Role of Pressure and Expansion on the Degradation in Solid-State Silicon Batteries: Implementing Electrochemistry in Particle Dynamics

To advance the understanding of the mechanical degradation in silicon (Si) anodes, an electrochemical particle simulation model employing the discrete element method is developed. This model integrates lithium-ion (Li-ion) transfer, electrochemical reactions, and charge expansion into a particle physics depiction of a Si anode half-cell. The impact of fabrication pressures and stack pressure on the contact area, cell voltage, and degradation is examined. The charge performance primarily depends on stress overpotential and Li-ion conduction. Conversely, the discharge performance is chiefly constrained by Li-ion conduction, percolation of the electron conducting network, and bottleneck diffusion resistance in areas with minimal contact between the active material (AM) and solid electrolyte (SE).
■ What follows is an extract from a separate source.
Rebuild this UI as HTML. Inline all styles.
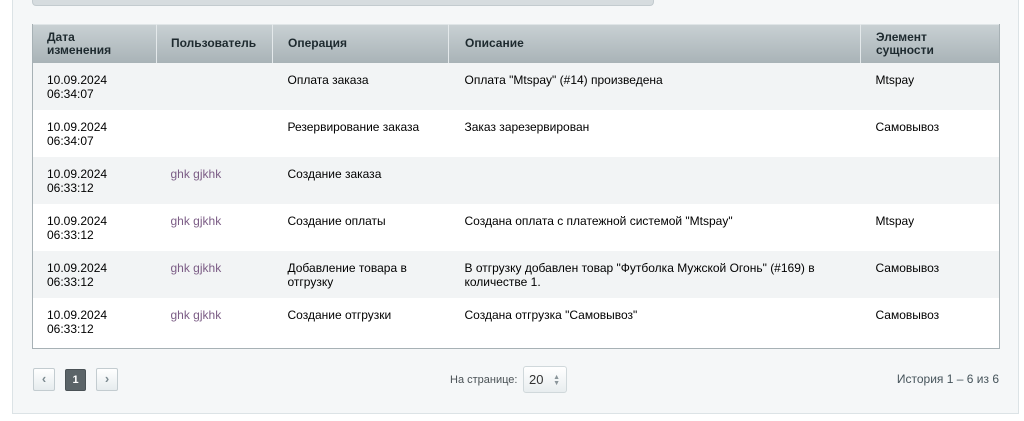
<!DOCTYPE html><html><head><meta charset="utf-8"><style>
body{margin:0;width:1024px;height:421px;background:#fff;font-family:"Liberation Sans",Arial,sans-serif;font-size:12px;color:#000;position:relative;overflow:hidden}
.panel{position:absolute;left:12px;top:-2px;width:1005px;height:414px;background:#f5f7f8;border:1px solid #dce3e6}
.topbar{position:absolute;left:32px;top:0;width:620px;height:5px;background:#d6dcdf;border:1px solid #c3cbcf;border-top:none;border-radius:0 0 4px 4px}
table{position:absolute;left:32px;top:24px;width:968px;border-collapse:collapse;border:1px solid #a7b1b5;border-top:none;table-layout:fixed}
th{height:39px;background:linear-gradient(#c9d1d4,#a9b3b7);text-align:left;font-weight:bold;color:#1e2a2f;padding:0 0 0 14px;font-size:12px;line-height:13px;border-left:1px solid #e4e9eb;box-shadow:inset 0 1px 0 #dfe5e7}
th:first-child{border-left:none}
td{height:47px;vertical-align:top;padding:10px 0 0 14px;box-sizing:border-box;line-height:14px;color:#000}
th:nth-child(n+3),td:nth-child(n+3){padding-left:15px}
th:nth-child(4),td:nth-child(4){padding-left:16px}
tr.g td{background:#f2f4f5}tr.w td{background:#fff}
.u{color:#7b5c85}
.btn{position:absolute;top:368px;width:22px;height:23px;box-sizing:border-box;border:1px solid #c3ccd0;border-radius:2px;background:linear-gradient(#fff,#e6ecee);color:#7d8b91;text-align:center;line-height:20px;font-size:13px;font-weight:bold}
</style></head><body>
<div class="panel"></div><div class="topbar"></div>
<table>
<colgroup><col style="width:124px"><col style="width:116px"><col style="width:176px"><col style="width:412px"><col></colgroup>
<tr><th>Дата<br>изменения</th><th>Пользователь</th><th>Операция</th><th>Описание</th><th>Элемент<br>сущности</th></tr>
<tr class="g"><td>10.09.2024<br>06:34:07</td><td></td><td>Оплата заказа</td><td>Оплата "Mtspay" (#14) произведена</td><td>Mtspay</td></tr>
<tr class="w"><td>10.09.2024<br>06:34:07</td><td></td><td>Резервирование заказа</td><td>Заказ зарезервирован</td><td>Самовывоз</td></tr>
<tr class="g"><td>10.09.2024<br>06:33:12</td><td class="u">ghk gjkhk</td><td>Создание заказа</td><td></td><td></td></tr>
<tr class="w"><td>10.09.2024<br>06:33:12</td><td class="u">ghk gjkhk</td><td>Создание оплаты</td><td>Создана оплата с платежной системой "Mtspay"</td><td>Mtspay</td></tr>
<tr class="g"><td>10.09.2024<br>06:33:12</td><td class="u">ghk gjkhk</td><td>Добавление товара в<br>отгрузку</td><td>В отгрузку добавлен товар "Футболка Мужской Огонь" (#169) в<br>количестве 1.</td><td>Самовывоз</td></tr>
<tr class="w"><td style="height:50px">10.09.2024<br>06:33:12</td><td class="u">ghk gjkhk</td><td>Создание отгрузки</td><td>Создана отгрузка "Самовывоз"</td><td>Самовывоз</td></tr>
</table>
<div class="btn" style="left:33px">‹</div>
<div class="btn" style="left:65px;top:369px;width:21px;height:22px;background:#5b6468;border-color:#4a5256;color:#fff;line-height:20px;font-size:11px">1</div>
<div class="btn" style="left:96px">›</div>
<div style="position:absolute;left:450px;top:374px;font-size:11px;color:#4a5256">На странице:</div>
<div style="position:absolute;left:523px;top:366px;width:44px;height:27px;box-sizing:border-box;border:1px solid #d0d8db;border-radius:3px;background:linear-gradient(#fff,#e8edef);font-size:13px;line-height:25px;padding-left:5px;color:#333">20<span style="position:absolute;right:6px;font-size:7px;color:#8a959a;line-height:6px;top:8px">▲<br>▼</span></div>
<div style="position:absolute;right:25px;top:372px;font-size:12px;color:#46545b">История 1 – 6 из 6</div>
</body></html>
These resistances are markedly reduced by elevating fabrication pressure, which decrease porosity and mitigate delamination between AM and SE. Furthermore, the dynamics of isobaric expansion differ from the constrained case, with the porosity and Li-ion conduction resistance notably increasing alongside the state of charge. The insights gained from this study establish a robust foundation for enhancing the performance and longevity of Si all-solid-state batteries anodes.